# PROBLEM DESCRIPTION
Repeat the data below exactly, dropping any pictures it holds.

# DATASET EXCERPT

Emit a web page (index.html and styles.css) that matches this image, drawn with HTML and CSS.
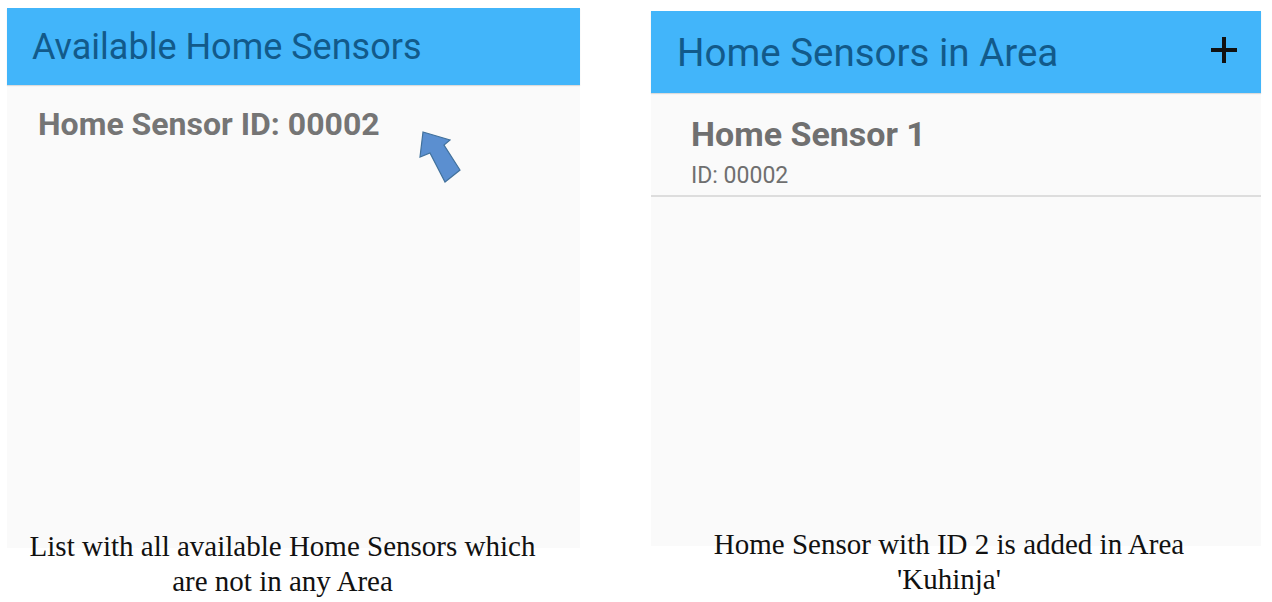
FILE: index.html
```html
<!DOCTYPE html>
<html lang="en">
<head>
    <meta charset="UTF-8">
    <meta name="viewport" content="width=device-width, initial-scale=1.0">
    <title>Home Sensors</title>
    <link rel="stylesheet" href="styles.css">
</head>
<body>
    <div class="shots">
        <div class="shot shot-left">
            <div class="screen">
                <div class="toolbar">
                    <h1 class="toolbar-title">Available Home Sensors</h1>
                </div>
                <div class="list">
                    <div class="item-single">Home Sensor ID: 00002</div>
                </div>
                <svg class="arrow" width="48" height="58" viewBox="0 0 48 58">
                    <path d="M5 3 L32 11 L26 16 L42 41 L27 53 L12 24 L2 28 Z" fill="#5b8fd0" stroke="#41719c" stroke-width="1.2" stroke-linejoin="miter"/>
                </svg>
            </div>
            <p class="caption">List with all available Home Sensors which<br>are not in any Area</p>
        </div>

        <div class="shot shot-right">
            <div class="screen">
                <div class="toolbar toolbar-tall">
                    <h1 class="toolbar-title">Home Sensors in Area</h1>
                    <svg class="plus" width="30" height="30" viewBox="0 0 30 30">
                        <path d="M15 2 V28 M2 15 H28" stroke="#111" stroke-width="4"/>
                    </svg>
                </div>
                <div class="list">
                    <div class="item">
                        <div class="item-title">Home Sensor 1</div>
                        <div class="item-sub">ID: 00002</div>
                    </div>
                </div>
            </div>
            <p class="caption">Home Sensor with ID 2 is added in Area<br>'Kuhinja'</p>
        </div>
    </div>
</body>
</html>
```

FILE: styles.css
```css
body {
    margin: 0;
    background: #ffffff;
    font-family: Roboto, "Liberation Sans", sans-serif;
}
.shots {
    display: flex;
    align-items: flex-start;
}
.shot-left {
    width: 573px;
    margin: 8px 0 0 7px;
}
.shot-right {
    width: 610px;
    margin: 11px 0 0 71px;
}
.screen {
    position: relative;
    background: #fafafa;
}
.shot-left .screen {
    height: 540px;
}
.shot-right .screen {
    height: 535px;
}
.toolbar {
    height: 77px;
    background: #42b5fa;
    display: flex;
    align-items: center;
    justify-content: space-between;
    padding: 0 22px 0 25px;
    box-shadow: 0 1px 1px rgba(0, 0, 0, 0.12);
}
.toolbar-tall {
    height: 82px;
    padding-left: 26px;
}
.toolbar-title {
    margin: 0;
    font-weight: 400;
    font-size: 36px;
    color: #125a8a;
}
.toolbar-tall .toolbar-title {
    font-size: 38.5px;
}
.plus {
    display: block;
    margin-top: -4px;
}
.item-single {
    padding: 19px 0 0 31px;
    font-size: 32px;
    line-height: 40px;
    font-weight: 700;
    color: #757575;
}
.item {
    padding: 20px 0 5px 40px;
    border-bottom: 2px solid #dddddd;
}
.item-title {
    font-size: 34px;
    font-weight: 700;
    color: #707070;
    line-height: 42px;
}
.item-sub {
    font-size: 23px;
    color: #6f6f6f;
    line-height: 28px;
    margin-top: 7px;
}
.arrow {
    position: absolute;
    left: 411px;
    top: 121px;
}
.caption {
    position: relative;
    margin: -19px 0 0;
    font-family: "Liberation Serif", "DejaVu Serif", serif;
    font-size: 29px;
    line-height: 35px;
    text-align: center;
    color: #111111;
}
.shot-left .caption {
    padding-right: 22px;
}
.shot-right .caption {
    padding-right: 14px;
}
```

# EXPECTED ANSWER
Emit a web page (index.html and styles.css) that matches this image, drawn with HTML and CSS.
FILE: index.html
```html
<!DOCTYPE html>
<html lang="en">
<head>
    <meta charset="UTF-8">
    <meta name="viewport" content="width=device-width, initial-scale=1.0">
    <title>Home Sensors</title>
    <link rel="stylesheet" href="styles.css">
</head>
<body>
    <div class="shots">
        <div class="shot shot-left">
            <div class="screen">
                <div class="toolbar">
                    <h1 class="toolbar-title">Available Home Sensors</h1>
                </div>
                <div class="list">
                    <div class="item-single">Home Sensor ID: 00002</div>
                </div>
                <svg class="arrow" width="48" height="58" viewBox="0 0 48 58">
                    <path d="M5 3 L32 11 L26 16 L42 41 L27 53 L12 24 L2 28 Z" fill="#5b8fd0" stroke="#41719c" stroke-width="1.2" stroke-linejoin="miter"/>
                </svg>
            </div>
            <p class="caption">List with all available Home Sensors which<br>are not in any Area</p>
        </div>

        <div class="shot shot-right">
            <div class="screen">
                <div class="toolbar toolbar-tall">
                    <h1 class="toolbar-title">Home Sensors in Area</h1>
                    <svg class="plus" width="30" height="30" viewBox="0 0 30 30">
                        <path d="M15 2 V28 M2 15 H28" stroke="#111" stroke-width="4"/>
                    </svg>
                </div>
                <div class="list">
                    <div class="item">
                        <div class="item-title">Home Sensor 1</div>
                        <div class="item-sub">ID: 00002</div>
                    </div>
                </div>
            </div>
            <p class="caption">Home Sensor with ID 2 is added in Area<br>'Kuhinja'</p>
        </div>
    </div>
</body>
</html>
```

FILE: styles.css
```css
body {
    margin: 0;
    background: #ffffff;
    font-family: Roboto, "Liberation Sans", sans-serif;
}
.shots {
    display: flex;
    align-items: flex-start;
}
.shot-left {
    width: 573px;
    margin: 8px 0 0 7px;
}
.shot-right {
    width: 610px;
    margin: 11px 0 0 71px;
}
.screen {
    position: relative;
    background: #fafafa;
}
.shot-left .screen {
    height: 540px;
}
.shot-right .screen {
    height: 535px;
}
.toolbar {
    height: 77px;
    background: #42b5fa;
    display: flex;
    align-items: center;
    justify-content: space-between;
    padding: 0 22px 0 25px;
    box-shadow: 0 1px 1px rgba(0, 0, 0, 0.12);
}
.toolbar-tall {
    height: 82px;
    padding-left: 26px;
}
.toolbar-title {
    margin: 0;
    font-weight: 400;
    font-size: 36px;
    color: #125a8a;
}
.toolbar-tall .toolbar-title {
    font-size: 38.5px;
}
.plus {
    display: block;
    margin-top: -4px;
}
.item-single {
    padding: 19px 0 0 31px;
    font-size: 32px;
    line-height: 40px;
    font-weight: 700;
    color: #757575;
}
.item {
    padding: 20px 0 5px 40px;
    border-bottom: 2px solid #dddddd;
}
.item-title {
    font-size: 34px;
    font-weight: 700;
    color: #707070;
    line-height: 42px;
}
.item-sub {
    font-size: 23px;
    color: #6f6f6f;
    line-height: 28px;
    margin-top: 7px;
}
.arrow {
    position: absolute;
    left: 411px;
    top: 121px;
}
.caption {
    position: relative;
    margin: -19px 0 0;
    font-family: "Liberation Serif", "DejaVu Serif", serif;
    font-size: 29px;
    line-height: 35px;
    text-align: center;
    color: #111111;
}
.shot-left .caption {
    padding-right: 22px;
}
.shot-right .caption {
    padding-right: 14px;
}
```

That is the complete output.